When Jānis Siders returned from a profoundly touching ten-day-long silent meditation retreat, he told many people about it, recommending the experience. To his surprise, most of them thought spending ten days in silence was a mad idea, but this got him thinking. Could Jānis find a way to help people reach a similar meditative state faster and more effectively? This led to the founding of Stapes, the company behind an immersive vibroacoustic bed designed to deliver a multi-sensory relaxation experience guided by sound.
Stapes is currently exploring several applications, such as stress relief for employees in an office environment or for patients and visitors in a hospital setting. While many businesses are working on stress relief apps and soundscapes delivered via headphones, Stapes stands out with its focus on the sensory experience for the entire body. The vibroacoustic bed acts like a loudspeaker with layers of added value.

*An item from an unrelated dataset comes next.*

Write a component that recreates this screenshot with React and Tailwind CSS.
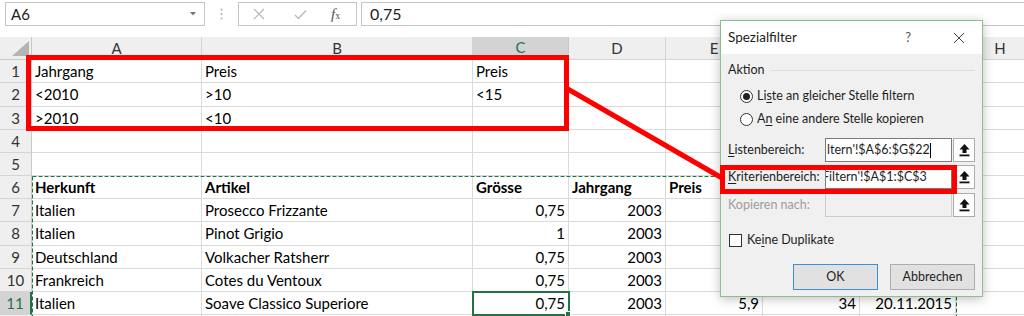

Paternity leave as a platform for experiments
For years, the founder, Jānis, worked in IT system development. During his paternity leave, he found that he had several hours a day to dedicate to doing something he’d love to do if he didn’t have to earn money. It was then that he started looking into 3D modeling and other ways of bringing his ideas to life faster.

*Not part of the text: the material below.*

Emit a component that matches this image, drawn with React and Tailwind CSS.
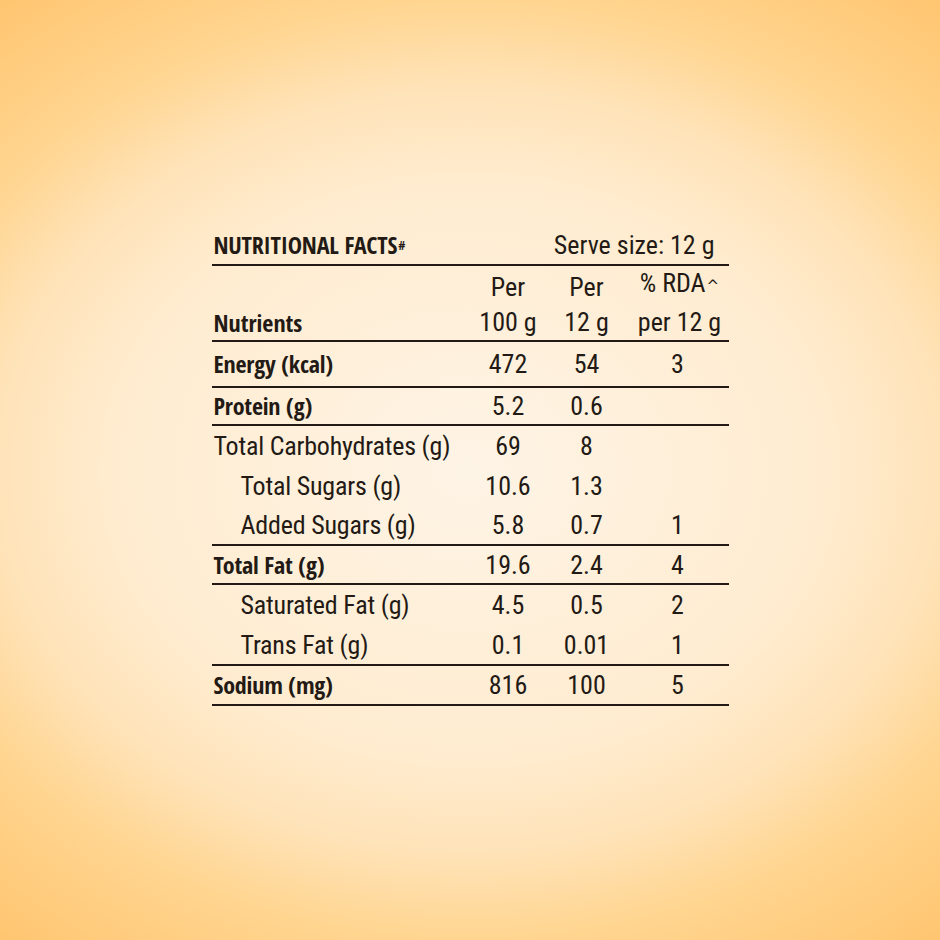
const ROWS = [
  { h: 'h-[44px]', items: [{ name: 'Energy (kcal)', bold: true, v: ['472', '54', '3'] }] },
  { h: 'h-[36px]', items: [{ name: 'Protein (g)', bold: true, v: ['5.2', '0.6', ''] }] },
  {
    items: [
      { name: 'Total Carbohydrates (g)', v: ['69', '8', ''], h: 'h-[40px]' },
      { name: 'Total Sugars (g)', sub: true, v: ['10.6', '1.3', ''], h: 'h-[40px]' },
      { name: 'Added Sugars (g)', sub: true, v: ['5.8', '0.7', '1'], h: 'h-[38px]' },
    ],
  },
  { h: 'h-[37px]', items: [{ name: 'Total Fat (g)', bold: true, v: ['19.6', '2.4', '4'] }] },
  {
    items: [
      { name: 'Saturated Fat (g)', sub: true, v: ['4.5', '0.5', '2'], h: 'h-[40px]' },
      { name: 'Trans Fat (g)', sub: true, v: ['0.1', '0.01', '1'], h: 'h-[39px]' },
    ],
  },
  { h: 'h-[38px]', items: [{ name: 'Sodium (mg)', bold: true, v: ['816', '100', '5'] }] },
];

const GRID = 'grid grid-cols-[258px_77px_80px_102px] items-center';
const REG = "font-['Roboto_Condensed',sans-serif] text-[26px]";
const BOLD = "font-['Open_Sans_Condensed',sans-serif] font-bold text-[24px]";

function Row({ item, h }) {
  return (
    <div className={`${GRID} ${item.h || h}`}>
      <div className={`${item.bold ? BOLD : REG} tracking-[-0.2px] ${item.sub ? 'pl-[29px]' : 'pl-[2px]'} leading-none`}>
        {item.name}
      </div>
      {item.v.map((v, i) => (
        <div key={i} className={`${REG} text-center leading-none`}>{v}</div>
      ))}
    </div>
  );
}

export default function App() {
  return (
    <div className="min-h-screen w-full flex justify-center bg-[radial-gradient(ellipse_610px_490px_at_50%_50%,#fef4e6_0%,#ffecd0_58%,#ffe3b8_78%,#ffd590_96%,#ffc46e_125%)] text-[#231a15]">
      <div className="w-[517px] pt-[226px]">
        {/* title */}
        <div className="h-[40px] flex items-center justify-between border-b-2 border-[#231a15]">
          <div className={`${BOLD} text-[22px] leading-none pl-[2px] tracking-[-0.2px]`}>
            NUTRITIONAL FACTS<sup className="text-[13px] relative -top-[4px] ml-[1px]">#</sup>
          </div>
          <div className={`${REG} text-[23px] leading-none pr-[14px]`}>Serve size: 12 g</div>
        </div>

        {/* header */}
        <div className={`${GRID} h-[76px] pb-[6px] border-b-2 border-[#231a15] items-end`}>
          <div className={`${BOLD} leading-[35px] pl-[2px]`}>Nutrients</div>
          <div className={`${REG} text-center leading-[35px]`}>
            Per<br />100 g
          </div>
          <div className={`${REG} text-center leading-[35px]`}>
            Per<br />12 g
          </div>
          <div className={`${REG} text-center leading-[35px] pl-[4px]`}>
            % RDA<span className="font-['DejaVu_Sans',sans-serif] text-[15px] relative -top-[1px] ml-[1px]">^</span>
            <br />per 12 g
          </div>
        </div>

        {ROWS.map((sec, i) => (
          <div key={i} className="border-b-2 border-[#231a15]">
            {sec.items.map((item, j) => (
              <Row key={j} item={item} h={sec.h} />
            ))}
          </div>
        ))}
      </div>
    </div>
  );
}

At a 3D printing hackathon, Jānis and his team worked on a device that would help children learn musical notes. They built an app with which the user would press a note, the phone would play it out loud, another fixture would allow them to feel the note by placing their hand on a special membrane, and a third would allow them to see it in the form of a drawing made by a laser. The idea was to enable children to learn each of the musical notes via different senses and media. They won the hackathon.
Through this experience, Jānis realized the vast array of ways in which we can represent the information coming from any single source. When it comes to sound, we hear it but don’t often pay attention to the vibrations it produces.

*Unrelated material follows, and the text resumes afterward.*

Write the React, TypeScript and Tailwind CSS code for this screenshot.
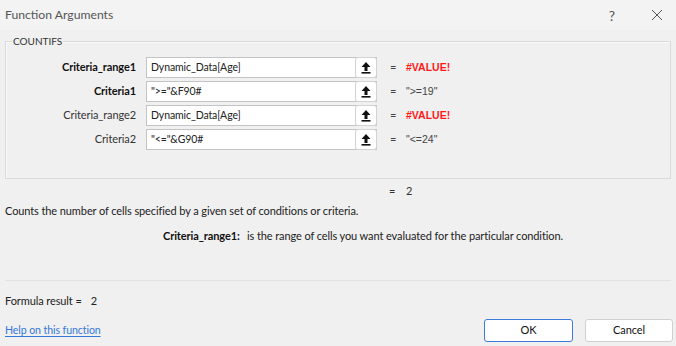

Drawing from previous work experience
Another of Jānis’s experimental pastimes involved video. “I figured we all have the same number of hours on our hands. If I don’t want to work through the night, how can I learn faster and more efficiently to learn more during my time?” he shares. He would watch videos at varying speeds to try to establish whether the playback speed changed how he perceived the information in the video.
Jānis discovered that “there was one speed at which I could perceive what was being said, and it wasn’t when I was tensely focused but rather when I was relaxed and letting the information come to me.”
At that point, he recalled his experience in IT: “In systems, when you get a bottleneck, you create channels and increase the data processing capacity, so I wondered if people might have a way to distribute energy and perceive it through a range of senses, thus increasing the speed of perception?” The answer lies in sensory integration – how we process, integrate, and organize the sensory information we receive from our bodies and environments.
From first prototypes to sophisticated products
Jānis decided to focus on sound, aiming to find ways to deliver it to the body in as real a time as possible with as few abstractions as possible. Sound travels slowly through the air. We are quicker to sense with our eyes and touch.
With this new knowledge, Jānis settled on trying to deliver the experience through the bones. The first prototype of the new device was two hand bowls and, later, a veneer board to lie down on, equipped with speakers. Since then, it has grown to become a much more sophisticated vibroacoustic bed, which one lies down on to feel and listen to the sound. Virtual reality goggles can add another sensory layer.
En route to unlocking the full potential of sound
At trials, people have compared the experience to a float tank. Your mind has nothing to process, so the inner voice switches itself off, and you flow along with the sound. Others have noted how feeling the sound in your body allows picking up on specific frequencies.
With ongoing research and advances in artificial intelligence, Jānis hopes that Stapes will eventually produce sounds based on people’s pulse, echocardiograms, and other bodily readings so that the experience is completely individualized.
Additionally, he notes that research shows the significance of sound to psychedelic therapies. “Our goal is for the sound alone to become so effective that you don’t need any additional substances,” he shares.